Aim of the exercise – Check each line of the listing for the word "this" and report how many lines contain it, giving nothing but the number.

* Begin The input *

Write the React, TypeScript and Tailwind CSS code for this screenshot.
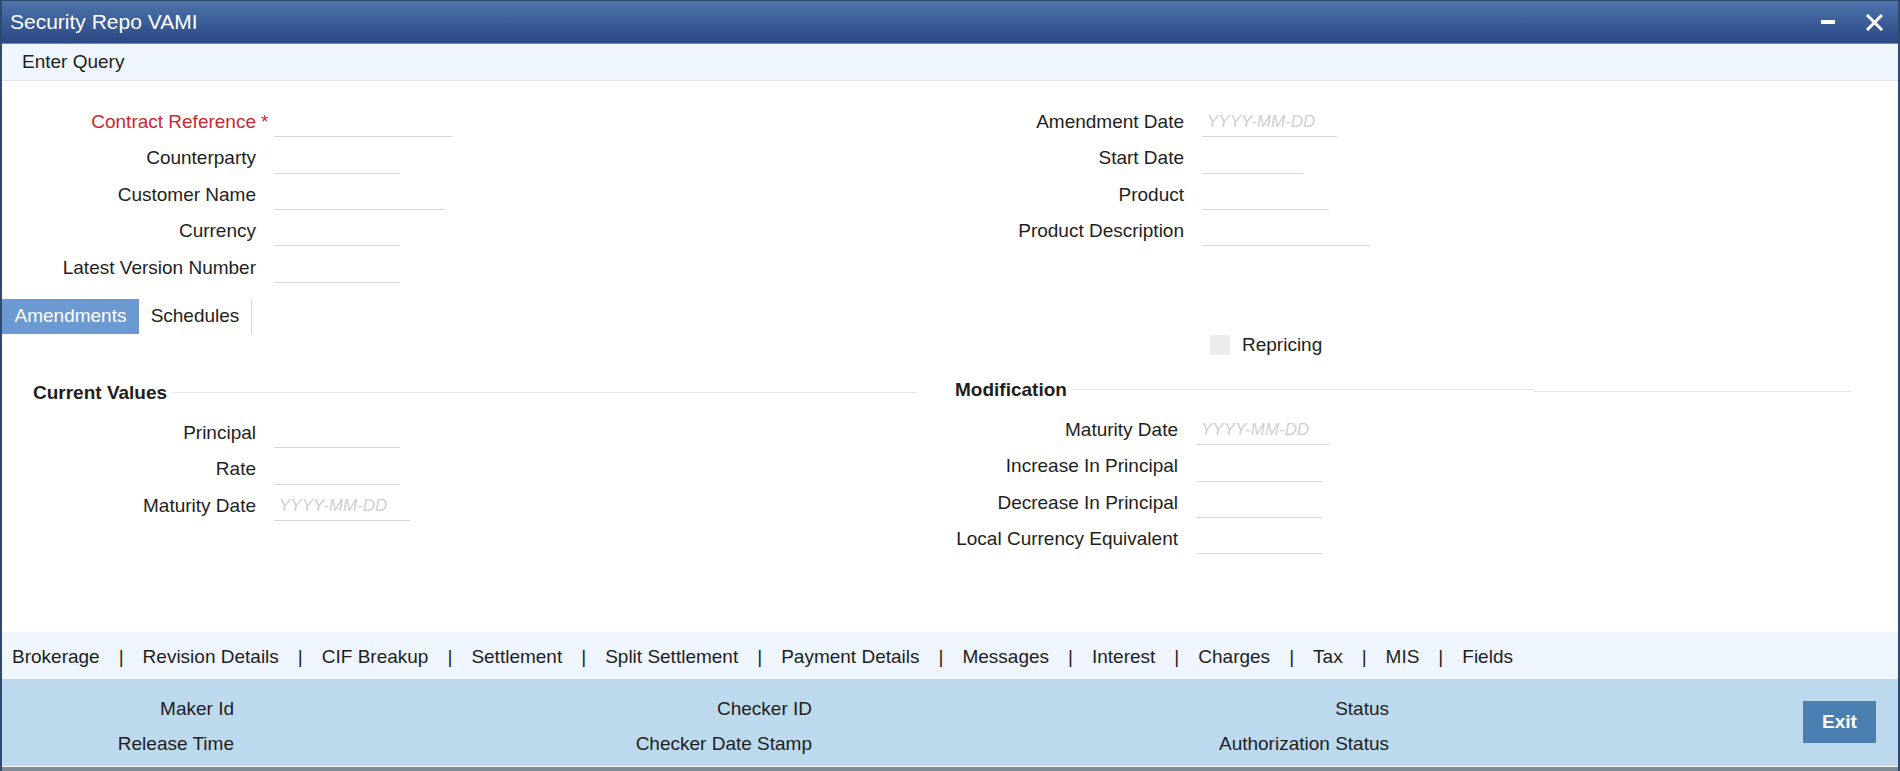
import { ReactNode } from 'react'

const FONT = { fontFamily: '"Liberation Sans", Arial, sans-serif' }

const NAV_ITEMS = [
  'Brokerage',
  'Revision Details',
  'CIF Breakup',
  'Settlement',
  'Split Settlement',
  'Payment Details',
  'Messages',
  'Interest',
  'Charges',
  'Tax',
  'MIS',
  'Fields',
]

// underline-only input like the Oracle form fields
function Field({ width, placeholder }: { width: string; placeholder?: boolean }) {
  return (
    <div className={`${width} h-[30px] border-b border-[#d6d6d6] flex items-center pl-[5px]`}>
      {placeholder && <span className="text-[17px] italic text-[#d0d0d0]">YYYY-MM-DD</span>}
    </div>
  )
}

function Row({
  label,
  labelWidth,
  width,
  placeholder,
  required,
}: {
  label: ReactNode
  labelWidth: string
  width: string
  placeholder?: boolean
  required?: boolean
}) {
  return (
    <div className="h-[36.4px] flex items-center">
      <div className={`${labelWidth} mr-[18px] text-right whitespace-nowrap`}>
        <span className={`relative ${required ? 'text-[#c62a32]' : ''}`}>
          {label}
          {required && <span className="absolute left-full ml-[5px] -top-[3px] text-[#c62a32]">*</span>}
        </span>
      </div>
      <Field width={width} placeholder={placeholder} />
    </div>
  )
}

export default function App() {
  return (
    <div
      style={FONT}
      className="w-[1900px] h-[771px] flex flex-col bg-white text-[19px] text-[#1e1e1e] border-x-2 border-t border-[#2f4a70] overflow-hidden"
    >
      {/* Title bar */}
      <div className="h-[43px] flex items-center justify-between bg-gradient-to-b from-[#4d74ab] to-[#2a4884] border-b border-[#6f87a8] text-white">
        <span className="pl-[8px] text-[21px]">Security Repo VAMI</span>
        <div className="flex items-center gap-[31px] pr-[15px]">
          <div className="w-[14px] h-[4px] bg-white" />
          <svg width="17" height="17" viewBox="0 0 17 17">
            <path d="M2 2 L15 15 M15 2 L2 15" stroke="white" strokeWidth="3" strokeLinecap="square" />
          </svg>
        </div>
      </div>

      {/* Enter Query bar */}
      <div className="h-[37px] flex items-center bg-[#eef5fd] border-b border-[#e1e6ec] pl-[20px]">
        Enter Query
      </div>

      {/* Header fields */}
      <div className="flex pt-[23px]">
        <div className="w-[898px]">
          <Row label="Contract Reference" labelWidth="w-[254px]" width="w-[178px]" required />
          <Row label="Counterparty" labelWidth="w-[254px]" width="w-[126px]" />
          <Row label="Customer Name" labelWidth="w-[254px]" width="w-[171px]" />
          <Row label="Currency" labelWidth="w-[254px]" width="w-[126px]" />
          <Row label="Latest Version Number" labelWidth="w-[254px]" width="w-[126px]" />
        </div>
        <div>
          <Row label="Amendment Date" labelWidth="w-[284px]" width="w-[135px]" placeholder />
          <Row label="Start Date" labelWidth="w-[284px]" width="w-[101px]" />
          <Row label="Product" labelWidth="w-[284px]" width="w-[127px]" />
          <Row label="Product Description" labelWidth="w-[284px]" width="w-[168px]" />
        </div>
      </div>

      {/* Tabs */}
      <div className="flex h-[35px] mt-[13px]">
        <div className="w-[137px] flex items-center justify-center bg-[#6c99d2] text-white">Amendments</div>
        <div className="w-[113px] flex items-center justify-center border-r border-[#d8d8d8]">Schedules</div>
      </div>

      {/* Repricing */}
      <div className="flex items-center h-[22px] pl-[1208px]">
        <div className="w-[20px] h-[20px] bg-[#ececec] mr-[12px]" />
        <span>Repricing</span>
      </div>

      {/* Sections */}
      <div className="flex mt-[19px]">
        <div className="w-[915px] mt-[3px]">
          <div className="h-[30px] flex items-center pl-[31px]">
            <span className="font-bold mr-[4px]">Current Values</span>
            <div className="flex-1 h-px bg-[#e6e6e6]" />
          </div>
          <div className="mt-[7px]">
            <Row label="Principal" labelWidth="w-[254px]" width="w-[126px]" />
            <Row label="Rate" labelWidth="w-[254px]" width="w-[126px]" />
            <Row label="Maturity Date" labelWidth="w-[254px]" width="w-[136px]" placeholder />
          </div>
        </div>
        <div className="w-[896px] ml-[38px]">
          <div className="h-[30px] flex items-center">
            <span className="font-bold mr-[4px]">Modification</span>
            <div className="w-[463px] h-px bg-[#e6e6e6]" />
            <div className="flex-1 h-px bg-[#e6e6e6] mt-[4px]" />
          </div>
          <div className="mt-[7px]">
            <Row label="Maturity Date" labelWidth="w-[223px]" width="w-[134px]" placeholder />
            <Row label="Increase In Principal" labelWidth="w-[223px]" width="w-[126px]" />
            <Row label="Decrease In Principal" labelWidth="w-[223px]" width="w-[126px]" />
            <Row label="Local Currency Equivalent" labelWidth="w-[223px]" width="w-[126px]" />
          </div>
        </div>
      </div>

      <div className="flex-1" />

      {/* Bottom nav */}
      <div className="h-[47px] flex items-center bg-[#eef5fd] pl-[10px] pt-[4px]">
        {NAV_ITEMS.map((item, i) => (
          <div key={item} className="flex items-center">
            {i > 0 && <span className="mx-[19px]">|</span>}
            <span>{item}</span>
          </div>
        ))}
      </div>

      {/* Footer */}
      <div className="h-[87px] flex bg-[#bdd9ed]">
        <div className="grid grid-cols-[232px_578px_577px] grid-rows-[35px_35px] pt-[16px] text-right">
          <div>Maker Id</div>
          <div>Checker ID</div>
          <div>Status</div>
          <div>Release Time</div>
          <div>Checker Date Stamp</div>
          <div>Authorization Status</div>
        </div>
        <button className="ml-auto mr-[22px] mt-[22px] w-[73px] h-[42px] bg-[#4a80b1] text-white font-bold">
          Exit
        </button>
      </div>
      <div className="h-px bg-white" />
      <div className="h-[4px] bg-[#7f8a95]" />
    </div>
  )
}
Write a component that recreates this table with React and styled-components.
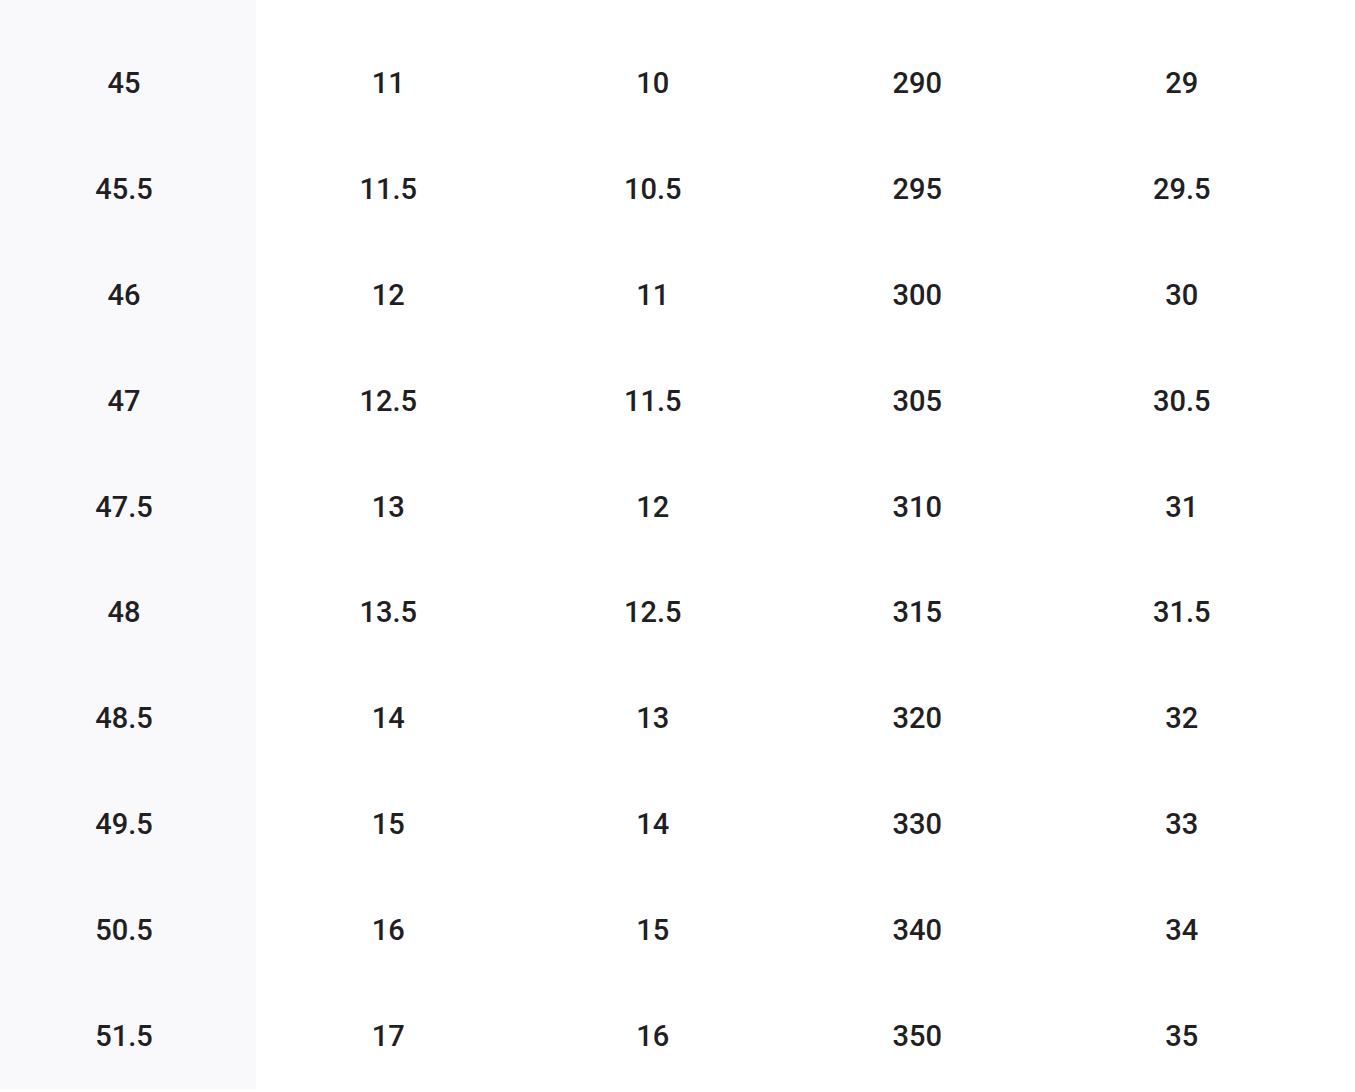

* End The input *

Answer in full – 2